Fitzgerald looked at the two failed third-and-1s in the first half and seetheed. The first, what he called “a golden opportunity,” was at the Wisconsin 15, after Jazz Peavy fumbled the ball on Wisconsin’s first play from scrimmage and Trae Williams recovered it at the Wisconsin 24. On third and a yard, Justin Jackson was stoned and lost a yard, and the Wildcats had to settle for a 34-yard Charlie Kuhbander field goal.

“No excuse,” said a fiery Fitzgerald when talking about both third-and-1 plays. “That’s the difference in the game. Good for them (Wisconsin). They did a great job defensively. I tip my hat to them. It’s embarrassing, quite frankly. It’s embarrassing. Third down-and-1 and you get your lips knocked off.”

The Wildcat offense struggled throughout the game as it has for much of the season, converting just 3 of 15 third downs, rushing for only 25 yards and allowing eight sacks for 55 yards in losses.

Fitzgerald said that the sacks were a combination of offensive line breakdowns, receivers failing to get open and Thorson holding the ball too long. Add three quarterback hurries to the equation and Thorson was dropped or harassed on 11 of his 45 attempts, or one for every four times he dropped back to pass.

Northwestern’s first five possessions of the second half were what bothered Fitzgerald the most. The drives, if you can call them that, resulted in five punts, 10 total yards and a pick-6 that turned out to be the game-winning score.

“When you go three-and-out and you’re over there drinking Gatorade for half the quarter, life’s pretty good,” said Fitzgerald, mocking his offense’s ineffectiveness.

“Two losses that have had the same recipe: Inability to pick up third downs,” he continued. “And at Duke, it was too many third-and-longs. Today it was a combination of our protection, a combination of our throws, a combination of our calls, dropped some balls.”

Thorson took accountability, even if he didn’t have anywhere to throw the ball on many occasions.

“I held the ball too long on a few of those,” he said. “I’ve got to get the ball out, whether it’s throwing it away, whether it’s making quicker decision. But it starts with me and I’ve got to do a better job for those guys.”

It was fitting that the game was clinched on a sack for a safety on a play that Thorson admitted he should have gotten rid of the ball, “ no ifs, ands or buts.”

While the offense was undoubtedly the main culprit for Northwestern’s downfall, the defense wasn’t entirely without blame.

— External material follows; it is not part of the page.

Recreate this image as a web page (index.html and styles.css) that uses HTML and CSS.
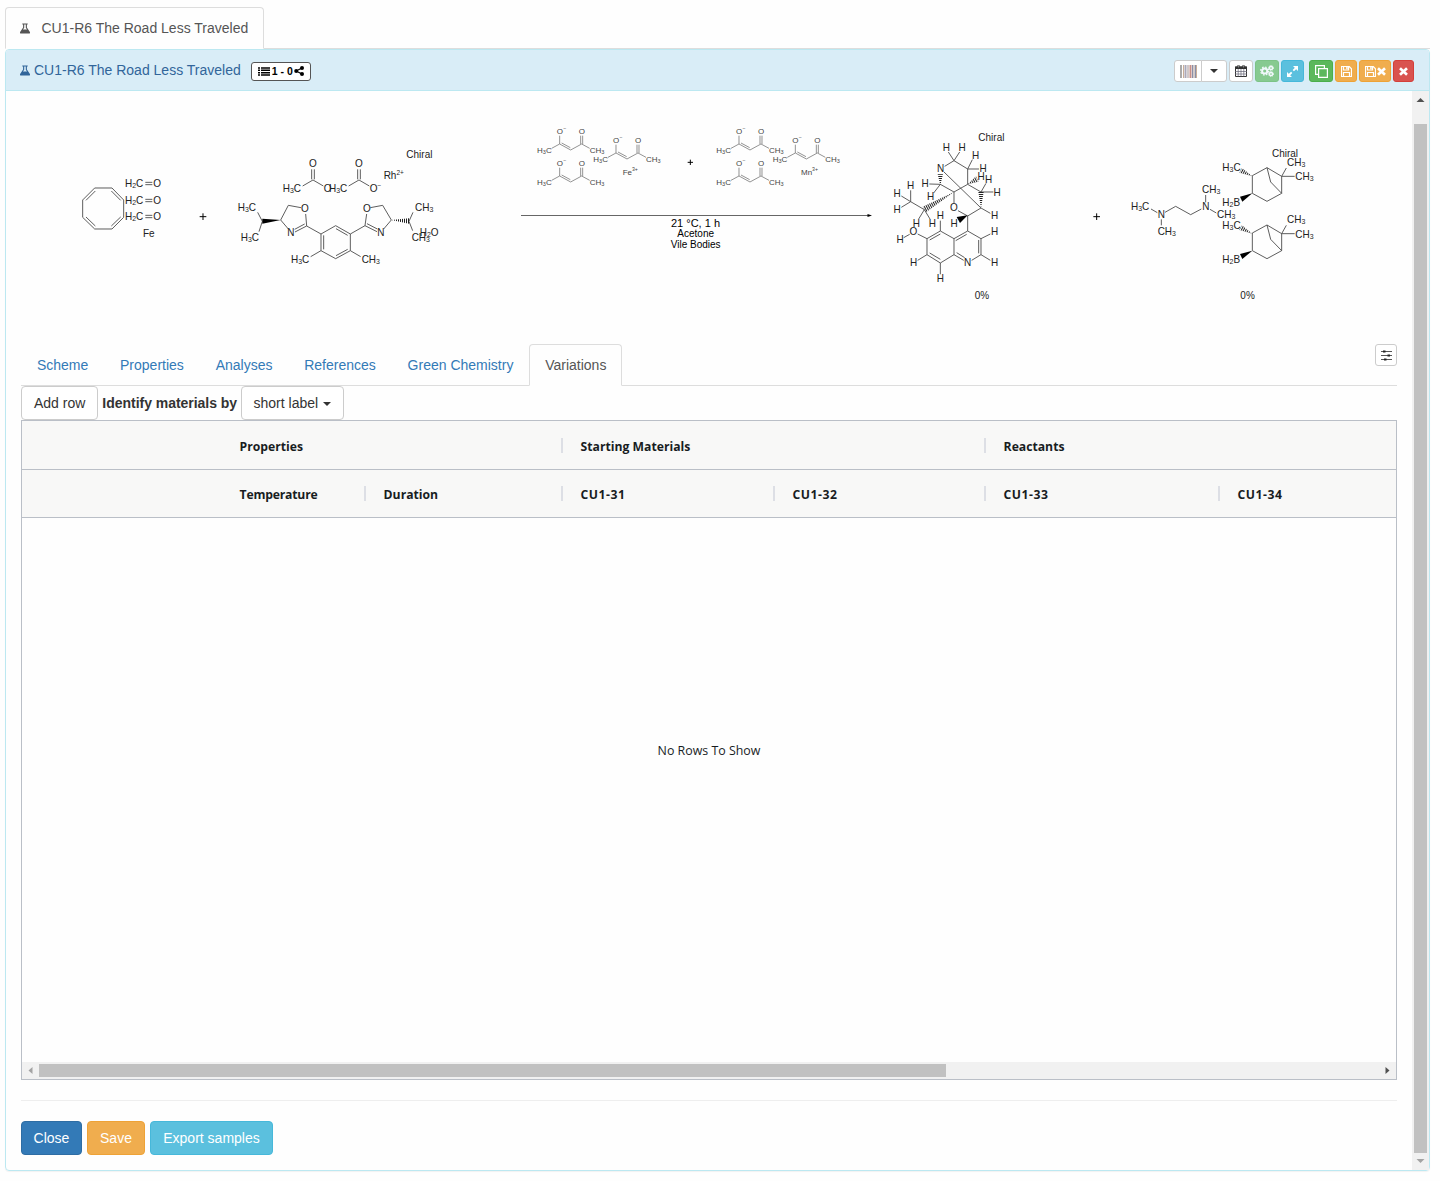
FILE: index.html
```html
<!DOCTYPE html>
<html lang="en">
<head>
<meta charset="utf-8">
<title>CU1-R6 The Road Less Traveled</title>
<link rel="stylesheet" href="styles.css">
</head>
<body>
<svg class="defs" width="0" height="0" aria-hidden="true">
  <defs>
    <symbol id="flask" viewBox="0 0 10 11"><path d="M2.300.500h5.400v1H6.900v3L9.900 9q.5 1.500-.9 1.500H1Q-.4 10.500.1 9L3.100 4.500v-3h-.8zM4.200 1.500v3.300L3 6.500h4L5.800 4.800V1.500z" fill="currentColor" fill-rule="evenodd"/></symbol>
    <symbol id="floppy" viewBox="0 0 11 11"><path d="M.5.500h7.700l2.300 2.300v7.700H.500zM2.500.500v3.500h5V.500M2.500 10.500V6.500h6v4" fill="none" stroke="#fff" stroke-width="1.200"/><path d="M5.200.700h1.500v2.500H5.200z" fill="#fff"/></symbol>
    <symbol id="cross" viewBox="0 0 9 9"><path d="M1 1.300l7 6.400M8 1.300L1 7.700" stroke="#fff" stroke-width="2.700"/></symbol>
    <pattern id="hashV" width="6" height="6" patternUnits="userSpaceOnUse"><path d="M1.500 0v6" stroke="#222" stroke-width="3"/></pattern>
    <pattern id="hashH" width="6" height="6" patternUnits="userSpaceOnUse"><path d="M0 1.500h6" stroke="#222" stroke-width="3"/></pattern>
    <pattern id="hashA" width="6" height="6" patternUnits="userSpaceOnUse" patternTransform="rotate(-28)"><path d="M1.500 0v6" stroke="#222" stroke-width="3"/></pattern>
    <pattern id="hashB" width="6" height="6" patternUnits="userSpaceOnUse" patternTransform="rotate(28)"><path d="M1.500 0v6" stroke="#222" stroke-width="3"/></pattern>
    <g id="acac">
      <path d="M134 62V87L110 100M134 87l33 18 33-18 24 13M140 84l26 14M197 62v25M203 62v25"/>
      <text x="125" y="57">O<tspan class="sup">−</tspan></text><text x="191" y="57">O</text>
      <text x="66" y="115">H<tspan class="sub">3</tspan>C</text><text x="224" y="115">CH<tspan class="sub">3</tspan></text>
    </g>
    <g id="borane">
      <path d="M517 137l44-24 44 26v51l-44 24-44-24zM561 113l11 43 33 34M605 139l14-25M605 139h39"/>
      <path class="solid" d="M517 190l-37 10 7 15z"/><path class="hash" d="M517 139l-31-25-8 14z" fill="url(#hashB)"/>
      <text x="427" y="124">H<tspan class="sub">3</tspan>C</text><text x="621" y="107">CH<tspan class="sub">3</tspan></text>
      <text x="646" y="151">CH<tspan class="sub">3</tspan></text><text x="427" y="227">H<tspan class="sub">2</tspan>B</text>
    </g>
  </defs>
</svg>

<ul class="tabs top-tabs"><li class="tab active"><svg class="flask" width="10" height="11"><use href="#flask"/></svg>CU1-R6 The Road Less Traveled</li></ul>

<section class="panel">
  <header class="panel-header">
    <svg class="flask" width="10" height="11"><use href="#flask"/></svg>
    <span class="title">CU1-R6 The Road Less Traveled</span>
    <span class="badge">
      <svg width="12" height="9" viewBox="0 0 12 9"><path d="M0 .9h2M0 3.300h2M0 5.700h2M0 8.100h2M3 .9h9M3 3.300h9M3 5.700h9M3 8.100h9" stroke="#000" stroke-width="1.500"/></svg>
      <span>1 - 0</span>
      <svg width="10" height="10" viewBox="0 0 10 10"><path d="M8 2L2.200 5 8 8" fill="none" stroke="#000" stroke-width="1.300"/><circle cx="8" cy="2" r="2"/><circle cx="2.200" cy="5" r="2"/><circle cx="8" cy="8" r="2"/></svg>
    </span>
    <div class="tools">
      <div class="split">
        <button class="tool barcode" aria-label="Barcode"><svg width="17" height="13" viewBox="0 0 17 13"><path d="M1 0v13" stroke="#aaa" stroke-width="2"/><path d="M3.500 0v13M16.500 0v13" stroke="#c9ae98"/><path d="M5.500 0v13" stroke="#aba8b8" stroke-width="2"/><path d="M8 0v13M14 0v13" stroke="#a29494"/><path d="M10.500 0v13" stroke="#c58f88" stroke-width="2"/><path d="M12.500 0v13M15.500 0v13" stroke="#898fa8"/></svg></button>
        <button class="tool drop" aria-label="More"><span class="caret"></span></button>
      </div>
      <button class="tool w24" aria-label="Calendar"><svg width="12" height="12" viewBox="0 0 12 12"><path d="M.5 2h11v9.500H.500z" fill="#fff" stroke="#333"/><path d="M0 1.500h12v2.500H0z" fill="#333"/><path d="M3.500 0v3M8.500 0v3" stroke="#333" stroke-width="2"/><path d="M3.500 0v2.500M8.500 0v2.500" stroke="#aaa" stroke-width=".7"/><path d="M3.200 4v7.500M6 4v7.500M8.800 4v7.500M0 6.500h12M0 9h12" stroke="#667" stroke-width=".7"/></svg></button>
      <button class="tool w24 green faded" aria-label="Process"><svg width="14" height="12" viewBox="0 0 14 12"><g fill="none" stroke="#fff"><circle cx="4.700" cy="6" r="2.600" stroke-width="2"/><circle cx="4.700" cy="6" r="4" stroke-width="1.300" stroke-dasharray="1.600 1.540"/><circle cx="11" cy="3" r="1.600" stroke-width="1.500"/><circle cx="11" cy="9" r="1.600" stroke-width="1.500"/><circle cx="11" cy="3" r="2.500" stroke-dasharray="1 1"/><circle cx="11" cy="9" r="2.500" stroke-dasharray="1 1"/></g></svg></button>
      <button class="tool w23 cyan" aria-label="Expand"><svg width="11" height="11" viewBox="0 0 11 11"><path d="M2 9l2.700-2.700M6.300 4.700L9 2" stroke="#fff" stroke-width="1.800"/><path d="M6 0h5v5zM0 6v5h5z" fill="#fff"/></svg></button>
      <button class="tool w24 green copy" aria-label="Copy"><svg width="13" height="13" viewBox="0 0 13 13"><path d="M3.600 3.600h8.800v8.800H3.600zM3 9.400H.600V.600h8.800V3" fill="none" stroke="#fff" stroke-width="1.200"/></svg></button>
      <button class="tool w22 orange" aria-label="Save"><svg width="11" height="11"><use href="#floppy"/></svg></button>
      <button class="tool w32 orange" aria-label="Save and close"><svg width="11" height="11"><use href="#floppy"/></svg><svg width="9" height="9"><use href="#cross"/></svg></button>
      <button class="tool w21 red" aria-label="Close"><svg width="9" height="9"><use href="#cross"/></svg></button>
    </div>
  </header>

  <div class="panel-main">
    <div class="content">
      <svg class="scheme" width="1376" height="238" viewBox="21 91 1376 238">
        <g transform="translate(70 140) scale(.33333)">
          <path d="M38 180l36-36h52l35 36v52l-35 35H74l-36-35zM48 181l28-28M124 153l28 28M48 231l28 27M124 258l28-27M226 127h21M226 134h21M226 178h21M226 185h21M226 226h21M226 233h21"/>
          <text x="165" y="142">H<tspan class="sub">2</tspan>C</text><text x="250" y="142">O</text>
          <text x="165" y="193">H<tspan class="sub">2</tspan>C</text><text x="250" y="193">O</text>
          <text x="165" y="241">H<tspan class="sub">2</tspan>C</text><text x="250" y="241">O</text>
          <text x="219" y="292">Fe</text>
          <path class="plus" d="M389 230h20M399 220v20"/>
        </g>
        <g transform="translate(230 140) scale(.33333)">
          <path d="M218 138l31-18 31 18M245 88v30M253 88v30M356 138l31-18 31 18M383 88v30M391 88v30"/>
          <path d="M83 217l14 27-10 31M152 240l23-44 38 7M227 222l3 36-35 18M224 252l-30 16M175 267l-23-27M230 258l43 24M273 282l44-25 44 25v50l-44 24-44-24zM281 286v42M318 266l35 20M353 328l-35 19M273 332l-31 18M361 332l31 18M361 282l44-25 5-35M405 257l36 18M411 251l31 16M421 203l37-7 26 44-23 27M549 217l-12 27 11 28"/>
          <path class="solid" d="M152 240l-55-4v15z"/><path class="hash" d="M484 240l53-5v16z" fill="url(#hashV)"/>
          <text x="529" y="55">Chiral</text><text x="237" y="82">O</text><text x="375" y="82">O</text>
          <text x="158" y="157">H<tspan class="sub">3</tspan>C</text><text x="281" y="157">O</text><text x="297" y="157">H<tspan class="sub">3</tspan>C</text><text x="419" y="157">O<tspan class="sup">−</tspan></text>
          <text x="461" y="118">Rh<tspan class="sup">2+</tspan></text>
          <text x="23" y="214">H<tspan class="sub">3</tspan>C</text><text x="32" y="304">H<tspan class="sub">3</tspan>C</text>
          <text x="213" y="217">O</text><text x="172" y="289">N</text><text x="399" y="217">O</text><text x="442" y="289">N</text>
          <text x="183" y="370">H<tspan class="sub">3</tspan>C</text><text x="395" y="370">CH<tspan class="sub">3</tspan></text>
          <text x="555" y="214">CH<tspan class="sub">3</tspan></text><text x="545" y="304">CH<tspan class="sub">3</tspan></text><text x="569" y="289">H<tspan class="sub">2</tspan>O</text>
        </g>
        <g class="agents" transform="translate(515 115) scale(.33333)">
          <use href="#acac"/><use href="#acac" y="96"/><use href="#acac" x="169" y="27"/>
          <text x="323" y="181">Fe<tspan class="sup">3+</tspan></text>
          <use href="#acac" x="538"/><use href="#acac" x="538" y="96"/><use href="#acac" x="707" y="27"/>
          <text x="858" y="181">Mn<tspan class="sup">3+</tspan></text>
          <path class="plus" d="M518 142h16M526 134v16"/>
        </g>
        <path class="arrow" d="M521 215.500H869"/><path class="solid" d="M867.500 214l4.500 1.500-4.500 1.500z"/>
        <text class="cond big" x="695.500" y="227">21 °C, 1 h</text><text class="cond" x="695.700" y="237.300">Acetone</text><text class="cond" x="695.700" y="248">Vile Bodies</text>
        <g transform="translate(880 120) scale(.33333)">
          <path d="M194 139l28-17-17-26M222 122l17-26M222 122l41 25 14-28M263 147h34M263 147v46l-41 23-41-23-33-1M181 193l-20 26M263 193l40 23 15-26M303 216h37M303 264l28 16M192 156l111 108-40 24-29-16M222 216v34M263 288v45M133 269l-41-24v-34M92 245l-28-17M92 245l-28 17M133 269l-17 28M133 269l17 28"/>
          <path d="M263 333l40 23v48l-28 17M303 356l28-14M303 404l28 17M251 421l-29-17v-48l41-23M222 356l-41-23-40 23v48l40 25 41-25M181 333v-31M141 356l-28-14M89 343l-18 10M141 404l-28 17M181 429v34M296 360v40M254 413l-24-15M227 362l33-19M181 342l-32 18M149 399l32 19"/>
          <path class="solid" d="M263 286l-33 5 10 18z"/>
          <path class="hash" d="M222 216l-94 44 10 17z" fill="url(#hashA)"/><path class="hash" d="M263 193l25-24 8 16z" fill="url(#hashA)"/>
          <path class="hash" d="M181 195l-8-32h16zM303 264l-8-48h16z" fill="url(#hashH)"/>
          <text x="295" y="64">Chiral</text><text x="284" y="536">0%</text>
          <g class="atom"><text x="199" y="94">H</text><text x="246" y="94">H</text><text x="287" y="117">H</text><text x="309" y="157">H</text><text x="303" y="181">H</text><text x="326" y="188">H</text><text x="135" y="201">H</text><text x="351" y="228">H</text><text x="152" y="241">H</text><text x="92" y="208">H</text><text x="51" y="231">H</text><text x="51" y="279">H</text><text x="109" y="321">H</text><text x="157" y="321">H</text><text x="181" y="298">H</text><text x="222" y="321">H</text><text x="344" y="298">H</text><text x="344" y="346">H</text><text x="60" y="369">H</text><text x="101" y="439">H</text><text x="344" y="439">H</text><text x="181" y="487">H</text><text x="182" y="157">N</text><text x="222" y="274">O</text><text x="100" y="346">O</text><text x="263" y="439">N</text></g>
        </g>
        <g transform="translate(1080 130) scale(.33333)">
          <path class="plus" d="M40 260h20M50 250v20"/>
          <path d="M213 237l19 11M244 268v18M255 247l32-18 45 25 32-17M377 217v-22M390 238l19 11"/>
          <text x="153" y="241">H<tspan class="sub">3</tspan>C</text><text x="233" y="264">N</text><text x="233" y="315">CH<tspan class="sub">3</tspan></text><text x="367" y="241">N</text><text x="366" y="190">CH<tspan class="sub">3</tspan></text><text x="411" y="265">CH<tspan class="sub">3</tspan></text>
          <use href="#borane"/><use href="#borane" y="172"/>
          <text x="576" y="82">Chiral</text><text x="481" y="506">0%</text>
        </g>
      </svg>

      <div class="tab-row">
        <ul class="tabs"><li class="tab">Scheme</li><li class="tab">Properties</li><li class="tab">Analyses</li><li class="tab">References</li><li class="tab">Green Chemistry</li><li class="tab active">Variations</li></ul>
        <button class="tool settings" aria-label="Tab settings"><svg width="11" height="11" viewBox="0 0 11 11"><path d="M0 1.500h11M0 5.500h11M0 9.500h11" stroke="#555"/><path d="M2 .5h2.500v2H2zM6.500 4.500h2.500v2H6.500zM3 8.500h2.500v2H3z" fill="#222"/></svg></button>
      </div>

      <div class="controls"><button class="btn">Add row</button><b>Identify materials by</b><button class="btn picker">short label<span class="caret"></span></button></div>

      <div class="grid">
        <div class="grid-head"><div class="cell c-blank"></div><div class="cell c-props">Properties</div><div class="cell c-start">Starting Materials</div><div class="cell c-last">Reactants</div></div>
        <div class="grid-head second"><div class="cell c-blank"></div><div class="cell c-temp">Temperature</div><div class="cell c-dur">Duration</div><div class="cell code c-m1">CU1-31</div><div class="cell code c-m2">CU1-32</div><div class="cell code c-m3">CU1-33</div><div class="cell code c-last">CU1-34</div></div>
        <div class="grid-body">No Rows To Show</div>
        <div class="hscroll"><svg width="17" height="17"><path d="M10.500 5v7L6.500 8.500z" fill="#a3a3a3"/></svg><div class="hthumb"></div><svg class="right" width="17" height="17"><path d="M6.500 5v7l4-3.500z" fill="#505050"/></svg></div>
      </div>

      <hr>
      <div class="actions"><button class="btn blue">Close</button><button class="btn orange">Save</button><button class="btn cyan">Export samples</button></div>
    </div>
    <div class="vscroll"><svg width="17" height="33"><path d="M4.500 11h8L8.500 7z" fill="#505050"/></svg><div class="vthumb"></div><svg width="17" height="17"><path d="M4.500 6h8l-4 4z" fill="#a3a3a3"/></svg></div>
  </div>
</section>
</body>
</html>
```
FILE: styles.css
```css
* { box-sizing: border-box; }
body { margin: 0; padding: 7px 10px 10px 5px; height: 1181px; background: #fefefe; color: #333; font: 14px/20px "Liberation Sans", Arial, sans-serif; }
.defs { position: absolute; }
button { font: inherit; color: #333; margin: 0; }
svg { flex: none; }

.tabs { display: flex; margin: 0; padding: 0; list-style: none; border-bottom: 1px solid #ddd; }
.tab { height: 42px; margin-bottom: -1px; padding: 10px 14.9px; border: 1px solid transparent; border-radius: 4px 4px 0 0; color: #337ab7; white-space: nowrap; }
.tab.active { color: #555; background: #fefefe; border-color: #ddd #ddd #fefefe; }
.top-tabs { height: 42px; }
.top-tabs .tab { width: 259px; padding: 10px 0 10px 14px; }
.top-tabs .flask { margin-right: 11.5px; vertical-align: -1px; }

.panel { display: flex; flex-direction: column; width: 1425px; height: 1122px; border: 1px solid #bce8f1; border-radius: 4px; box-shadow: 0 1px 1px rgba(0,0,0,.05); }
.panel-header { display: flex; align-items: center; height: 41px; padding: 0 15px 0 14px; background: #d9edf7; border-bottom: 1px solid #bce8f1; border-radius: 3px 3px 0 0; color: #31659a; }
.title { margin-left: 4px; }
.badge { display: flex; align-items: center; gap: 3px; width: 60px; height: 19px; margin: 2px 0 0 10px; padding: 0 0 0 6px; background: #fff; border: 1px solid #555; border-radius: 3px; color: #000; font-size: 10.5px; font-weight: bold; white-space: nowrap; }
.badge span { margin: 0 -1px 0 -1px; }
.badge svg:last-child { margin-left: -1px; }
.tools { display: flex; gap: 2px; margin: 2px 0 0 auto; }
.split { display: flex; }
.tool { display: flex; align-items: center; justify-content: center; gap: 1px; height: 22px; padding: 0; background: #fff; border: 1px solid #ccc; border-radius: 3px; }
.barcode { width: 28px; border-radius: 3px 0 0 3px; }
.drop { width: 26px; margin-left: -1px; border-radius: 0 3px 3px 0; }
.w21 { width: 21px; }
.w22 { width: 22px; }
.w23 { width: 23px; }
.w24 { width: 24px; }
.w32 { width: 32px; }
.copy { margin-left: 3px; }
.caret { display: inline-block; border-top: 4px solid #333; border-left: 4px solid transparent; border-right: 4px solid transparent; vertical-align: middle; }
.green { background: #5cb85c; border-color: #4cae4c; }
.faded { opacity: .65; }
.cyan { background: #5bc0de; border-color: #46b8da; color: #fff; }
.orange { background: #f0ad4e; border-color: #eea236; color: #fff; }
.red { background: #d9534f; border-color: #d43f3a; }
.blue { background: #337ab7; border-color: #2e6da4; color: #fff; }

.panel-main { flex: 1; display: flex; min-height: 0; }
.content { flex: 1; padding: 0 15px; min-width: 0; }
.scheme { display: block; width: 1376px; height: 238px; margin-bottom: 15px; }
.scheme path:not([fill]), #borane path:not([fill]) { fill: none; stroke: #444; stroke-width: 2.6; }
.scheme text, #borane text { font-size: 30px; fill: #222; }
.scheme path.solid, #borane path.solid { fill: #000; stroke: none; }
.scheme path.plus { stroke: #000; stroke-width: 3; }
#acac text, .scheme .agents text { font-size: 24px; fill: #444; }
#acac path { fill: none; stroke: #777; stroke-width: 2.4; }
.scheme path.arrow { stroke: #666; stroke-width: 1; }
.scheme .cond { font-size: 10px; text-anchor: middle; fill: #000; }
.scheme .big { font-size: 11px; }
.sub { font-size: 70%; baseline-shift: -4px; }
.sup { font-size: 65%; baseline-shift: 11px; }
.atom { text-anchor: middle; }

.tab-row { position: relative; height: 42px; }
.tab-row .settings { position: absolute; right: 0; top: 0; width: 22px; }
.controls { display: flex; align-items: center; gap: 4px; height: 34px; }
.controls b { letter-spacing: -.03px; }
.btn { height: 34px; padding: 6px 12px; border: 1px solid #ccc; border-radius: 4px; background: #fff; white-space: nowrap; }
.btn.picker { width: 103px; padding: 6px 0; margin-left: -.3px; }
.btn .caret { margin-left: 5px; }
.btn.blue { width: 61px; padding: 6px 0; background: #337ab7; border-color: #2e6da4; }
.btn.orange { width: 58px; padding: 6px 0; background: #f0ad4e; border-color: #eea236; }
.btn.cyan { width: 123px; padding: 6px 0; background: #5bc0de; border-color: #46b8da; }

.grid { display: flex; flex-direction: column; height: 660px; border: 1px solid #babfc7; font-family: "Open Sans", "Noto Sans", sans-serif; color: #181d1f; }
.grid-head { display: flex; height: 49px; background: #f8f8f7; border-bottom: 1px solid #babfc7; font-size: 12.2px; font-weight: 700; }
.grid-head.second { height: 48px; }
.cell { display: flex; align-items: center; justify-content: space-between; flex: none; padding: 3px 0 0 17.6px; white-space: nowrap; }
.second .cell { padding-top: 2px; }
.cell::after { content: ""; width: 2px; height: 15px; margin-top: -3px; background: #dddfe5; letter-spacing: 0; }
.c-blank::after, .c-last::after { display: none; }
.c-blank { width: 200px; }
.c-props { width: 341px; }
.c-start { width: 423px; }
.c-temp { width: 144px; letter-spacing: -.2px; }
.c-dur { width: 197px; }
.c-m1 { width: 212px; }
.c-m2 { width: 211px; }
.c-m3 { width: 234px; }
.code { letter-spacing: .5px; }
.grid-body { flex: 1; display: flex; align-items: center; justify-content: center; padding-bottom: 79px; font-size: 12.4px; }
.hscroll { display: flex; align-items: center; height: 17px; background: #f1f1f1; }
.hthumb { width: 907px; height: 13px; background: #c1c1c1; }
.hscroll .right { margin-left: auto; }
hr { margin: 20px 0; border: 0; border-top: 1px solid #eee; }
.actions { display: flex; gap: 5px; }
.vscroll { display: flex; flex-direction: column; align-items: center; width: 17px; background: #f1f1f1; }
.vthumb { width: 13px; height: 1029px; background: #c1c1c1; }
```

To its credit, the Wildcat defense achieved its first priority: stopping Wisconsin’s punishing ground game. The top rushing team in the Big Ten at 275.3 yards per game managed just 109 against Northwestern, and Big Ten rushing leader Jonathan Taylor ran for 80 yards, far below his 146.0 per game average. It also came up with two sacks and three turnovers.

Yet big plays proved to be the defense’s undoing in the second half, and miscommunication was the reason.

Take the 61-yard touchdown pass to Quntez Cephus that changed the complex of the game in the third quarter. Northwestern was nursing a 10-7 third-quarter lead when Alex Hornibrook threw the deep ball to Cephus who was running alone down the middle of the field and took the ball all the way down to the NU 11. One play later, Taylor scored a TD and Wisconsin had the lead it wouldn’t relinquish.

“We had bad communication and the guy was wide-ass open,” bristled Fitzgerald. “Crazy concept. That’s what happens when guys don’t communicate this guy goes down the field and he’s wide open.”

What made Fitzgerald angry was that Northwestern should have been prepared for the play. “That was a case where we had miscommunication on a play, on a rep we actually practiced this week.” He then rhythmically pounded his water bottle on podium six times for emphasis.

That was one of three big pass plays – a 32-yarder to Danny Davis and a 33-yarder to A.J. Taylor were the others – that set up scores and turned a three-point Northwestern lead to a 24-10 deficit in a little more than 12 minutes spanning the third and fourth quarters.

What made matters worse is that the defense’s mistakes coincided with the offense’s implosion. Wisconsin outscored Northwestern 14-0 and outgained them 135-8 in the third quarter.

With Penn State’s offensive firepower coming to town next week, Northwestern faces the very real possibility of an 0-2 start in Big Ten play and being relegated to spoiler status in the conference in the first week of October. Yet the season is far from over.

After the first two games, things lighten up considerably. If the Wildcats can shore up their inconsistencies and gain some rhythm offensively, they could easily wind up with a winning conference record.

“We realize there were some mistakes we made today that cost us, but we realize that we are still a great team,” said Igwebuike. “We have a lot of ball to play.”

That’s true. Saturday’s game counts as just one loss in the standings. But in terms of what this team hoped to accomplish, it may have cost them a bit more.